Grüne fordern Strukturreform Das zusätzliche Geld soll nach Ansicht der Grünen vor allem in strukturelle Verbesserungen fließen. "Eine Änderung der Finanzierung ist nur sinnvoll zusammen mit Strukturreformen, um die Basis für die ambulante Versorgung zu verbessern", sagte die pflegepolitische Sprecherin der Grünen, Elisabeth Scharfenberg. Grünen-Fraktionschefin Renate Künast betonte, die Pläne stünden für einen "grundlegenden Wechsel": "Im Zentrum steht der einzelne Pflegebedürftige mit seinen Einschränkungen und Fähigkeiten.
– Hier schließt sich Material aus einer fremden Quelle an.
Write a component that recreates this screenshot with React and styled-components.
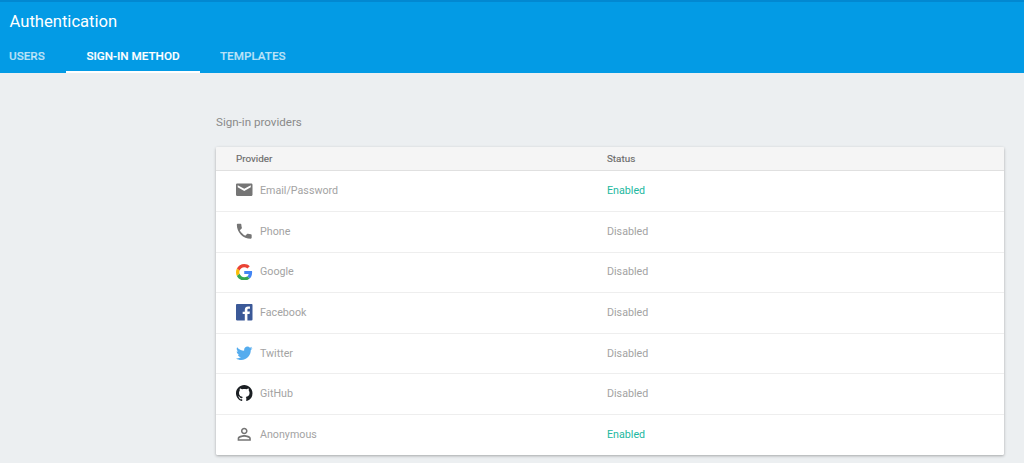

Nur so können die Fehlversorgung, aber auch Über- und Unterversorgung des heutigen Systems geheilt werden."

Zu den Strukturreformen gehört finanzielle Unterstützung alternativer Wohnformen für alte Menschen, eine obligatorische Beratung Pflegebedürftiger und ihrer Familien durch unabhängige so genannte Case-Manager und eine bessere Vereinbarkeit von Pflege und Beruf durch Lebensarbeitszeitkonten, Teilzeitarbeit und flexiblere Tagespflegemöglichkeiten. Mittelfristig wollen die Grünen außerdem einen Kapitalstock aufbauen, um die Spitze der demografischen Entwicklung abzufangen, die rund um das Jahr 2050 mit einer Rekordzahl alter Menschen erwartet wird. Zukunft In wenigen Jahrzehnten kommen die geburtenstarken Jahrgänge der 60er Jahre in das Alter, in dem Pflegebedürftigkeit droht. Für die umlagefinanzierte Pflegeversicherung ist das eine doppelte Herausforderung: Sie muss deutlich mehr Leistungen finanzieren, während es gleichzeitig weniger Junge gibt, die Beiträge zahlen können. Union, FDP und Grüne fordern daher den Aufbau einer Kapitalreserve.

Gegenwart Schon heute hat die Pflegeversicherung ein Finanzproblem. Seit Jahren schreibt sie rote Zahlen, was die Kapitalreserve aufzehrt. Die 2007 geplante Pflegereform muss daher klären, ob und wie weit der Beitragssatz erhöht wird. Außerdem diskutiert die Koalition andere Finanzierungsquellen: etwa einen Prämienanteil oder einen Solidarausgleich zwischen privater und gesetzlicher Pflegeversicherung.